Those leaders who can… do. The rest of the politicians and tourism officials talk, talk, talk and then do nothing.
Minister of International Business and International Transport George Hutson gave a press conference last Sunday where he mused about the possibilities of targeting South American markets to fill the tourism void during the “off” season – and to try to raise some new business opportunities.
All of this makes sense, although with the emphasis on Spanish in the articles it seems that neither the Minister nor the professional journalists at the Barbados Advocate realise that the language spoken by the majority of South Americans is Portuguese. Spanish is also huge in South America and is, of course, the language of Central America – but if we’re serious about South America we must target Portuguese as well as Spanish.
Oh well, not to get upset about it because the truth is that nothing will be done.
The Minister spoke a fine little speech, and the newspaper printed a fine little article and editorial.
That’s it, folks. That’s all you’ll see. This is Barbados and we do – or don’t do – things a certain way.
The current DLP government has been in power for 20 months now, coming up on two years.
If the government and the Minister were serious about South America, they would already have ordered Spanish and Portuguese language options on the websites of the Barbados Tourism Authority and the Barbados Investment and Development Corporation.
That makes sense, doesn’t it? If the government or the Minister really cared about the South American market, they would have taken a week and put up Spanish and Portuguese sections on the government websites.
People who take vacations have money, and the web is a huge resource in deciding where to go. If you want to attract tourists or investors from a certain market or region the first thing is to put up a website in the language of your potential customer. Pretty basic stuff. I mean, you could probably hire some drunken paro to consult for the Barbados Tourism Authority and even he’d know that if you want to attract Portuguese tourists you should put up a website in Portuguese.
Any idiot knows that, but apparently the folks at the Barbados Tourism Authority and Barbados Investment & Development Corporation (or whatever it’s called this week) are either too lazy, too stupid or just don’t care enough to provide foreign language capabilities on their websites.
It would only take one person a few days, perhaps a week…
There’s nothing to it. The BTA and BIDC already have the websites developed with English content, so they have all the hard programming done.
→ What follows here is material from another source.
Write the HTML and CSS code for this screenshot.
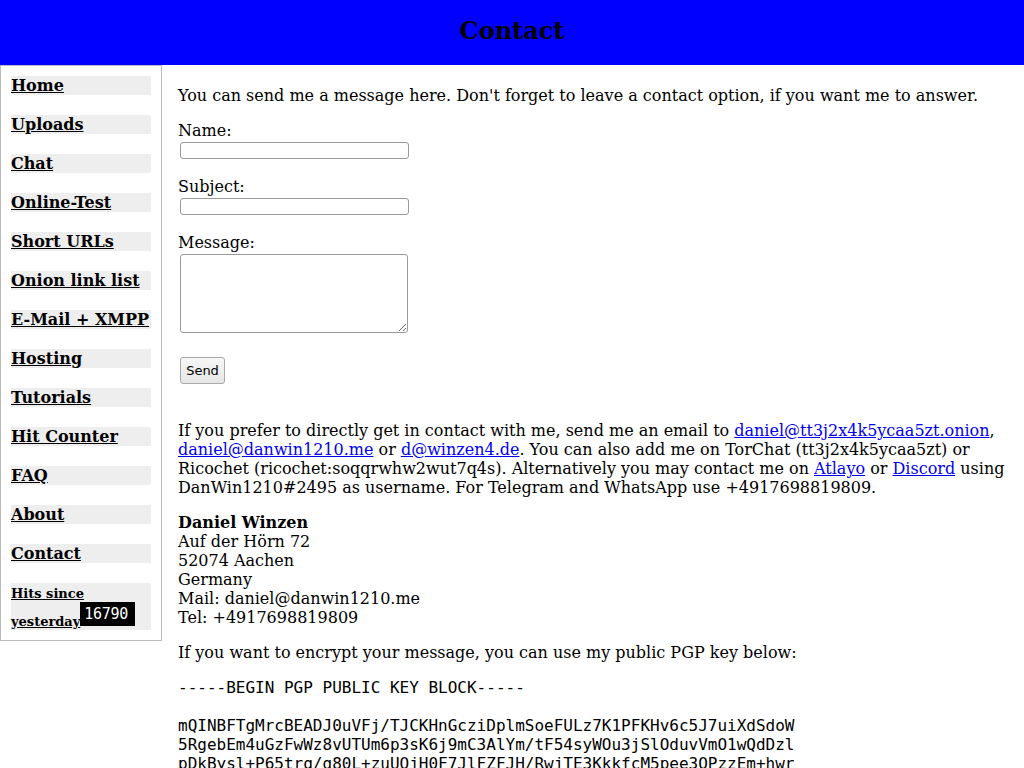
FILE: index.html
```html
<!DOCTYPE html>
<html lang="en">
<head>
<meta charset="utf-8">
<title>Contact</title>
<link rel="stylesheet" href="styles.css">
</head>
<body>
<header class="top">
  <h1 class="title">Contact</h1>
</header>
<div class="layout">
  <nav class="menu">
    <div class="menu-item"><a href="#">Home</a></div>
    <div class="menu-item"><a href="#">Uploads</a></div>
    <div class="menu-item"><a href="#">Chat</a></div>
    <div class="menu-item"><a href="#">Online-Test</a></div>
    <div class="menu-item"><a href="#">Short URLs</a></div>
    <div class="menu-item"><a href="#">Onion link list</a></div>
    <div class="menu-item"><a href="#">E-Mail + XMPP</a></div>
    <div class="menu-item"><a href="#">Hosting</a></div>
    <div class="menu-item"><a href="#">Tutorials</a></div>
    <div class="menu-item"><a href="#">Hit Counter</a></div>
    <div class="menu-item"><a href="#">FAQ</a></div>
    <div class="menu-item"><a href="#">About</a></div>
    <div class="menu-item"><a href="#">Contact</a></div>
    <div class="menu-item hits"><a href="#"><small>Hits since yesterday</small></a><span class="counter">16790</span></div>
  </nav>
  <main class="content">
    <p>You can send me a message here. Don't forget to leave a contact option, if you want me to answer.</p>
    <form class="contact-form">
      <div class="field"><label class="field-label">Name:</label><input class="text-input" type="text"></div>
      <div class="field"><label class="field-label">Subject:</label><input class="text-input" type="text"></div>
      <div class="field"><label class="field-label">Message:</label><textarea class="text-area"></textarea></div>
      <div class="actions"><button class="send" type="button">Send</button></div>
    </form>
    <p>If you prefer to directly get in contact with me, send me an email to <a href="#">daniel@tt3j2x4k5ycaa5zt.onion</a>, <a href="#">daniel@danwin1210.me</a> or <a href="#">d@winzen4.de</a>. You can also add me on TorChat (tt3j2x4k5ycaa5zt) or Ricochet (ricochet:soqqrwhw2wut7q4s). Alternatively you may contact me on <a href="#">Atlayo</a> or <a href="#">Discord</a> using DanWin1210#2495 as username. For Telegram and WhatsApp use +4917698819809.</p>
    <p><b>Daniel Winzen</b><br>Auf der Hörn 72<br>52074 Aachen<br>Germany<br>Mail: daniel@danwin1210.me<br>Tel: +4917698819809</p>
    <p>If you want to encrypt your message, you can use my public PGP key below:</p>
<pre class="pgp">-----BEGIN PGP PUBLIC KEY BLOCK-----

mQINBFTgMrcBEADJ0uVFj/TJCKHnGcziDplmSoeFULz7K1PFKHv6c5J7uiXdSdoW
5RgebEm4uGzFwWz8vUTUm6p3sK6j9mC3AlYm/tF54syWOu3jSlOduvVmO1wQdDzl
pDkBysl+P65trq/g80L+zuUOjH0F7JlFZFJH/RwjTE3KkkfcM5pee3OPzzEm+hwr</pre>
  </main>
</div>
</body>
</html>
```
FILE: styles.css
```css
html, body {
  margin: 0;
  padding: 0;
  background: #fff;
}
body {
  font-family: "DejaVu Serif", serif;
  font-size: 16px;
  line-height: 19px;
  color: #000;
}
a {
  color: #0000ee;
}
.top {
  background: #0000ff;
  height: 65px;
  box-sizing: border-box;
  padding-top: 17px;
  text-align: center;
}
.title {
  margin: 0;
  font-size: 24px;
  line-height: 28px;
  font-weight: bold;
}
.layout {
  display: flex;
  align-items: flex-start;
}
.menu {
  flex: 0 0 auto;
  width: 140px;
  padding: 10px;
  border: 1px solid #bbb;
  display: flex;
  flex-direction: column;
  gap: 20px;
}
.menu-item {
  background: #eee;
  font-weight: bold;
  height: 19px;
  white-space: nowrap;
}
.menu-item a {
  color: #000;
}
.menu-item.hits {
  height: auto;
  white-space: normal;
  line-height: normal;
}
.hits small {
  font-size: 13px;
}
.counter {
  display: inline-block;
  overflow: hidden;
  width: 55px;
  height: 24px;
  box-sizing: border-box;
  padding-left: 4px;
  background: #000;
  color: #fff;
  font-family: "DejaVu Sans Mono", monospace;
  font-weight: normal;
  font-size: 15px;
  line-height: 24px;
  letter-spacing: -0.3px;
  text-align: left;
}
.content {
  flex: 1 1 auto;
  padding: 5px 8px 0 16px;
  min-width: 0;
}
.content p {
  margin: 16px 0;
}
.contact-form {
  margin: 0 0 37px 0;
}
.field {
  margin: 16px 0;
  padding-bottom: 2px;
}
.field-label {
  display: block;
}
.text-input {
  display: block;
  box-sizing: border-box;
  width: 229px;
  height: 17px;
  margin: 2px 2px 0 2px;
  padding: 0 2px;
  border: 1px solid #999;
  border-radius: 3px;
  background: #fff;
  font-size: 12px;
}
.text-area {
  display: block;
  box-sizing: border-box;
  width: 228px;
  height: 79px;
  margin: 2px 2px 0 2px;
  border: 1px solid #999;
  border-radius: 3px;
  background: #fff;
  resize: both;
}
.actions {
  margin: 22px 0 0 0;
}
.send {
  display: block;
  box-sizing: border-box;
  margin: 0 2px;
  width: 45px;
  height: 27px;
  padding: 0;
  border: 1px solid #a9a9a9;
  border-radius: 3px;
  background: linear-gradient(#f7f7f7, #e6e6e6);
  font-family: "DejaVu Sans", sans-serif;
  font-size: 13px;
  color: #000;
}
.pgp {
  margin: 16px 0;
  font-family: "DejaVu Sans Mono", monospace;
  font-size: 16px;
  line-height: 19px;
}
```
All it would take would be translated content – maybe a couple of days work if that for a competent translator – and both the BTA and the BIDC would have Spanish and Portuguese websites up and going.
Nothing to it technically. All it takes is somebody who gives a damn enough to give the order and make it happen. Tough to find such a person in politics or government service, I guess.
Tourism business owners like Adrian Loveridge have regularly suggested Portuguese and Spanish websites to the government and the Barbados Tourism Authority for over a decade and Minister Hutson is only the latest politician to hold a press conference proclaiming that targeting South American tourists is a great idea.
Today is September 23, 2009. Technically it would take about a week to put up Spanish and Portuguese language websites at the BTA and the BDIC. We’ll check back in a month and see if Minister Hutson was just talking shite after church on Sunday or if he is capable of producing an actual result.
The following comment was left on Barbados Free Press a few days ago by Adrian Loveridge…
Hundreds of thousands of people in South America speak English. I was in Argentina less than a year ago and there is growing number of highly educated people who want and have the financial means to travel. Some already do, to play Polo on Barbados.
But ‘we’ must PREPARE.
Its now over ten years since I pleaded with the BTA to place a Spanish and Portuguese language version on the national website, so at least some of those 400 million plus potential travelers could do the prior research or planning. Look on YouTube and you will see a Spanish version of a television ‘ad’ prepared for the BTA. Of course it was almost a waste of time and money because it contained no-call-to action (telephone number or website address).
I am am NOT advocating an instant new route like we did in the past with BWIA and Brazil, but a plan that includes ALL the options like smart partnerships, freight, agro processing, niche markets etc. Government is looking at trying to reduce the cost of living on Barbados. If you have ever been to Northern Brazil and seen their development of food processing, this may be part of the answer to both reducing the cost of food for families and the hospitality industry. US$2 per kilo in freight charges could easily offset the start-up cost of a passenger service.